O problema se torna mais agudo, ademais, pelo fato de que correntes ditas moderadas, como o Movimento PT, que lança a deputada Maria do Rosário à direção nacional do partido, compartilham as mesmas concepções, embora adotem táticas diferentes. Se os moderados se situam dentro do mesmo espectro dessa tradição autoritária de esquerda, procurando reviver a questão da revolução como se estivéssemos nos primórdios da Revolução Russa, cabe a pergunta do que se entende mesmo por "moderados".

O Movimento PT é uma tendência dita pertencente ao "centro" do espectro partidário, sendo assim normalmente considerada pelos formadores de opinião. Na verdade, quando se aceita uma tal denominação, está-se admitindo uma qualificação nascida do debate partidário interno, pouco ancorada na realidade quando se sai do claustro partidário para a cena pública democrática, que segue outros critérios.

O que é "moderado" para um partido de esquerda não é "moderado" para uma sociedade de mercado, fundada na democracia representativa. O que é de "centro" numa disputa partidária que se move dentro de um reduzido espectro de idéias não o é para uma sociedade que preze os valores da liberdade política, da liberdade civil e da liberdade econômica. Ocorre aqui uma deformação da opinião pública. O que é moderado numa perspectiva se torna radical em outra.
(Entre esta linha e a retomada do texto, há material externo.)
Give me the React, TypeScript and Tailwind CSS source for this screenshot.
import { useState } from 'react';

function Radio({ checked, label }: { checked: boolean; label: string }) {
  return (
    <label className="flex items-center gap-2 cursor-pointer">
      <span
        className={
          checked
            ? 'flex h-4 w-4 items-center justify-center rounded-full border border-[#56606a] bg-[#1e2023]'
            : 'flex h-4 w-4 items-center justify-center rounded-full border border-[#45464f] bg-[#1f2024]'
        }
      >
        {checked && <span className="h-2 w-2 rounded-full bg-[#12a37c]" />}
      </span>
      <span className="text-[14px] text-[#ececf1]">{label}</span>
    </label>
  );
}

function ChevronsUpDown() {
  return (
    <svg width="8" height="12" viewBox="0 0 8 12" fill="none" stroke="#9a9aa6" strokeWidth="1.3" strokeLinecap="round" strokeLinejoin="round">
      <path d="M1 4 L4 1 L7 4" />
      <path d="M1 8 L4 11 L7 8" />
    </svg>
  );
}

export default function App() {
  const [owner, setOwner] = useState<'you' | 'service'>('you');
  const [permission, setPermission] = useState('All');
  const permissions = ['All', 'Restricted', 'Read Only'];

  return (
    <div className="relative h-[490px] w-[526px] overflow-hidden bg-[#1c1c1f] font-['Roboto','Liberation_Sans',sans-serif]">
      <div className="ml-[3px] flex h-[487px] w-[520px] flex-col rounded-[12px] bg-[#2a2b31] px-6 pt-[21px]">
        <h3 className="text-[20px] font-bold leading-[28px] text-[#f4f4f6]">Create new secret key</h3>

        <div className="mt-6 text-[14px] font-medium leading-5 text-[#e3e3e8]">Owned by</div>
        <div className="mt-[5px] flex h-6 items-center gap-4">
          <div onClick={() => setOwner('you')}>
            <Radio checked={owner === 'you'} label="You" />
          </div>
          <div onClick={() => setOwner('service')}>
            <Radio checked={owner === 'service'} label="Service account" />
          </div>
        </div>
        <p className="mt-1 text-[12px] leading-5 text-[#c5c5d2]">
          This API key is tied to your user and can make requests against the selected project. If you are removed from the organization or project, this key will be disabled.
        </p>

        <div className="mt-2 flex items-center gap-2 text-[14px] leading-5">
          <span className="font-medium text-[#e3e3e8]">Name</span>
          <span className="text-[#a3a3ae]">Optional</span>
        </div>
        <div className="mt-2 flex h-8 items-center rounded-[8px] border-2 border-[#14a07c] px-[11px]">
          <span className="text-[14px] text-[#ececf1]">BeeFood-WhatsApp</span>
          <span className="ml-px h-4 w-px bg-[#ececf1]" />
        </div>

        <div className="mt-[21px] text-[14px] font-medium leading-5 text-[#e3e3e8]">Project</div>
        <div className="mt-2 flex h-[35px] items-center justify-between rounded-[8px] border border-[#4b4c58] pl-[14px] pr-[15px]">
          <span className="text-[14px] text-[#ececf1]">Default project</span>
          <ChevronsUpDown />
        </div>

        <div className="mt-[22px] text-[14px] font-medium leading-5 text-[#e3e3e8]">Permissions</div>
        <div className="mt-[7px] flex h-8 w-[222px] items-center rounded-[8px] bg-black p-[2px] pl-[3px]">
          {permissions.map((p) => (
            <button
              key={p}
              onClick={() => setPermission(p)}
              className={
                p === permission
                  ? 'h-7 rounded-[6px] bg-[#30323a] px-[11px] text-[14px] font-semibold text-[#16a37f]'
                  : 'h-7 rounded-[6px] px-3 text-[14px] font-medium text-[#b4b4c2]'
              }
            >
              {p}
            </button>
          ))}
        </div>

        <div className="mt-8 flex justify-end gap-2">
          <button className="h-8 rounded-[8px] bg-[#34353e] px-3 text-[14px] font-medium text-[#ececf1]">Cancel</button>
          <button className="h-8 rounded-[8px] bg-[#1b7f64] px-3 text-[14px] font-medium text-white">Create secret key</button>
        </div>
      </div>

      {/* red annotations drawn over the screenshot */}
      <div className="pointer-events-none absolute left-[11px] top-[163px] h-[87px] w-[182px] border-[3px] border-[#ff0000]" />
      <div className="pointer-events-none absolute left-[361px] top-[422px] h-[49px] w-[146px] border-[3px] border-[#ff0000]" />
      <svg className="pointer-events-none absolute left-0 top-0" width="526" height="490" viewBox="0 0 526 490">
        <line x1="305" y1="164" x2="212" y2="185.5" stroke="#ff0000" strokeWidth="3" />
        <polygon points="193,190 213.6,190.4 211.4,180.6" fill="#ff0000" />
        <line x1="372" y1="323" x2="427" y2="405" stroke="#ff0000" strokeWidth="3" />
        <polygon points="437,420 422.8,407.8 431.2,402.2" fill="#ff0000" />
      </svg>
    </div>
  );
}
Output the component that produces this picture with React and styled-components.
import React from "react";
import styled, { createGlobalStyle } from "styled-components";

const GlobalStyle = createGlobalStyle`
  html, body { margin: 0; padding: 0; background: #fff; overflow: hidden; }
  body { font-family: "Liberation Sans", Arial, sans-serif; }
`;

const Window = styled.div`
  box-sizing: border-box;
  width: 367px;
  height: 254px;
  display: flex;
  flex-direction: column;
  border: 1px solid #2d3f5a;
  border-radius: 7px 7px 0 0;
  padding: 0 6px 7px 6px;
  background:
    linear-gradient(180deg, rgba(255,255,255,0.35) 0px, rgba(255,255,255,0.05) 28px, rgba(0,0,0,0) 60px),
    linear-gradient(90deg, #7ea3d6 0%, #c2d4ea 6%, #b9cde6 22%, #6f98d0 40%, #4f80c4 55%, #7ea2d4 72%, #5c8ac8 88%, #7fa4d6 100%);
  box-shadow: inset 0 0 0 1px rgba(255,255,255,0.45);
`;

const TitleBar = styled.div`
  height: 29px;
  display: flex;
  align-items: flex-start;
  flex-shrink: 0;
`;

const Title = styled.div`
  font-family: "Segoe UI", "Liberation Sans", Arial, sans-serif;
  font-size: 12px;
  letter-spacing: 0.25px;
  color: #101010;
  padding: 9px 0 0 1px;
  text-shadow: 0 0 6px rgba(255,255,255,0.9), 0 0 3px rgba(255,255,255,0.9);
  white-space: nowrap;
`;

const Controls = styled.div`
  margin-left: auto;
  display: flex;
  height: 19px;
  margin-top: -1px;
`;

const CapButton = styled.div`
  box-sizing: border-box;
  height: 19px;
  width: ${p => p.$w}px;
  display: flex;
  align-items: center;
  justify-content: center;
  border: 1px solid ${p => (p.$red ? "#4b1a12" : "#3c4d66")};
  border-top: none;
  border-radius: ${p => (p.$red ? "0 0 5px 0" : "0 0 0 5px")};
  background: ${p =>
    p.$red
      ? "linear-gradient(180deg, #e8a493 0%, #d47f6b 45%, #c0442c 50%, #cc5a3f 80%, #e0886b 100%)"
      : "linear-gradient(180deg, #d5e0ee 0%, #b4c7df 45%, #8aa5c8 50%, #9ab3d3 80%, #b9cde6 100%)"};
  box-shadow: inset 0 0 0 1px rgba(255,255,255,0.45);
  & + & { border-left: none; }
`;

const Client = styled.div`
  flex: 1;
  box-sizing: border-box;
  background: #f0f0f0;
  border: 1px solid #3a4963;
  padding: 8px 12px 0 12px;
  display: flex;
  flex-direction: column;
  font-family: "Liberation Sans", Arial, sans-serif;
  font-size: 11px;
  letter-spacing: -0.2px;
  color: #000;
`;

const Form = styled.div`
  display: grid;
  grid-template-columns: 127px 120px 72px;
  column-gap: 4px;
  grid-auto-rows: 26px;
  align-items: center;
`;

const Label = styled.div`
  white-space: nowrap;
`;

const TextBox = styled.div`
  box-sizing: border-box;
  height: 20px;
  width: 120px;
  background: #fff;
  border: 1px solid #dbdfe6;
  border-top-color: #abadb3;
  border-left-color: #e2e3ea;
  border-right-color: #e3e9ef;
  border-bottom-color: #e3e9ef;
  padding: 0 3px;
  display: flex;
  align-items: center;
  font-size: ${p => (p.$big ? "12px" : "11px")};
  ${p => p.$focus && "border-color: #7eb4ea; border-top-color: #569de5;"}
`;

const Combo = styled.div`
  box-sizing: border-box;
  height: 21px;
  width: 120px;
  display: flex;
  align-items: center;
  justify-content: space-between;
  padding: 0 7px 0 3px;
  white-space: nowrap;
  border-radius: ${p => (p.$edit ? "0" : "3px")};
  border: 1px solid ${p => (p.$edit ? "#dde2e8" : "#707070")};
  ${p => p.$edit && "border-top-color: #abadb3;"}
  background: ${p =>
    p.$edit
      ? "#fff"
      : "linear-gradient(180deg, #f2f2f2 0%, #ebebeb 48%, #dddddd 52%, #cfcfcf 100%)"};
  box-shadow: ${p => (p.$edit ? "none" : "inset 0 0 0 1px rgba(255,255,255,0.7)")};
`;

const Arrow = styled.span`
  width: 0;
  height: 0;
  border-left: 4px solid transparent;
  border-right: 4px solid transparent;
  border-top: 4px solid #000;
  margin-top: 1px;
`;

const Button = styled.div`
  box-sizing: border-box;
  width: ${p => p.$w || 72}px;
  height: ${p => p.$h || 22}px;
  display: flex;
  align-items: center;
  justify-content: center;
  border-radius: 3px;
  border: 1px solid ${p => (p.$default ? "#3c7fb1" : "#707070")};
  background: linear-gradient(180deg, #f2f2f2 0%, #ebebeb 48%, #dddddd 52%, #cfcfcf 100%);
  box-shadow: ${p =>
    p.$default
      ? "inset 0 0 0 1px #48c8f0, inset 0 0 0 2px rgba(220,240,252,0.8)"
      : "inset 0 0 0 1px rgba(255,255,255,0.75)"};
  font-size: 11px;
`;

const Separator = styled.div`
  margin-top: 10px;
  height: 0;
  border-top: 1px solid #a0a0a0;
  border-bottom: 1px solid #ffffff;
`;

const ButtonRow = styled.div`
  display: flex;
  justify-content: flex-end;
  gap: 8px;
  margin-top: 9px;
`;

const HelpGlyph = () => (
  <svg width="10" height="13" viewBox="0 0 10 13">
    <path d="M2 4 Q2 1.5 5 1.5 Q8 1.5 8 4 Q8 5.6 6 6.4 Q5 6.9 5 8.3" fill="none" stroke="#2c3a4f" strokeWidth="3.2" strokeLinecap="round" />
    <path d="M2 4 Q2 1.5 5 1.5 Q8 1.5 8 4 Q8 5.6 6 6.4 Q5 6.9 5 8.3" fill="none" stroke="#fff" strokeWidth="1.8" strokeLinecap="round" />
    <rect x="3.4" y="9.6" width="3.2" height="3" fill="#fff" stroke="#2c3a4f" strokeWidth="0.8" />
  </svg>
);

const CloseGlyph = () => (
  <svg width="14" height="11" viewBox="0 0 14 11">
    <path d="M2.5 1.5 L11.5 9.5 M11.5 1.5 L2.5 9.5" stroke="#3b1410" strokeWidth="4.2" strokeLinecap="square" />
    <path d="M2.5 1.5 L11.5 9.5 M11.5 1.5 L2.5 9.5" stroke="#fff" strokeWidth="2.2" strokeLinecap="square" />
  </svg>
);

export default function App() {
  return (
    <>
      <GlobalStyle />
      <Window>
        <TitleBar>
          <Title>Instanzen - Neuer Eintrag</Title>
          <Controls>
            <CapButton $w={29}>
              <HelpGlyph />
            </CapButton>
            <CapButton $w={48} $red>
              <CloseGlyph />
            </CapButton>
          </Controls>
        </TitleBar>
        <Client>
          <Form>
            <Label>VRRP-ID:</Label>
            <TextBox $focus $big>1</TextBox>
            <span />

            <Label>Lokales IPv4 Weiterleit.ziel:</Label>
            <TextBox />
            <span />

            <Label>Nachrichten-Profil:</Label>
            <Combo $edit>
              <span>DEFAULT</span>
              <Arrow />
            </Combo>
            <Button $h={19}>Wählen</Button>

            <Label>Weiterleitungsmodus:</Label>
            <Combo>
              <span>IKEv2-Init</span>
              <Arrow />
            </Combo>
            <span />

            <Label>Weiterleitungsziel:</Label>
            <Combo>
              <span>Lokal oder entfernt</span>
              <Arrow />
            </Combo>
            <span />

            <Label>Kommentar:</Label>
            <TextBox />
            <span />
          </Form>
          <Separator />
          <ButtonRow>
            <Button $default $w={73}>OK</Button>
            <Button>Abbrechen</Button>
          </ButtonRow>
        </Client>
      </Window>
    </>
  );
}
A fidelidade aos princípios socialistas nesta e em outras tendências do PT é claramente afirmada. Por exemplo, o PT deveria pautar-se pelos "princípios e compromissos históricos de construir uma sociedade justa, fraterna e - sem medo de ser feliz - rumo à utopia socialista". Ora, o problema reside no que se entende por "sociedade justa e fraterna", sobretudo se vinculada à "utopia socialista", pois o linguajar aparentemente justo sinaliza para a injustiça.

É como se o socialismo fosse identificado com a idéia de sociedade justa, como se o socialismo fosse uma idéia moral, e não uma sociedade real, fruto da luta pelo poder. Num procedimento típico da esquerda brasileira, um ideal de tipo moral ou religioso, que só existe no nível das idéias, é erigido em valor absoluto, pelo qual toda realidade existente se deveria medir, como se esse ideal não devesse ser ele mesmo concretizado ou já o tivesse sido no passado, como é o caso das experiências socialistas e comunistas. Pelo menos o ex-deputado Tilden Santiago, embaixador brasileiro em Cuba, teve, numa declaração feita no dia mesmo do encontro nacional dessa tendência, o mérito da honestidade ao dizer que o "socialismo democrático" é o "socialismo cubano".

A idéia estaria, então, exemplificada historicamente, ela estaria identificada com o "socialismo real", aquele que se caracteriza pela ausência dos valores morais, pelo mais absoluto desrespeito aos "direitos humanos", pela brutal repressão aos opositores, pela negação do mais elementar direito de ir-e-vir, como se sair do país fosse um ato de alta traição.

O problema do PT como um todo consiste em como conciliar o inconciliável, a defesa de um governo inserido numa economia de mercado, que segue os princípios da democracia representativa, com um projeto socialista que visa a subverter essas mesmas condições e esses princípios.

Como conciliar, então, um governo que se orgulha de uma pauta exportadora, que muito deve ao agronegócio e aos setores mais modernos (e capitalistas) da indústria, do comércio e dos serviços, com um governo de transição para o socialismo, que se pautaria pela eliminação da concorrência e pela condenação da liberdade.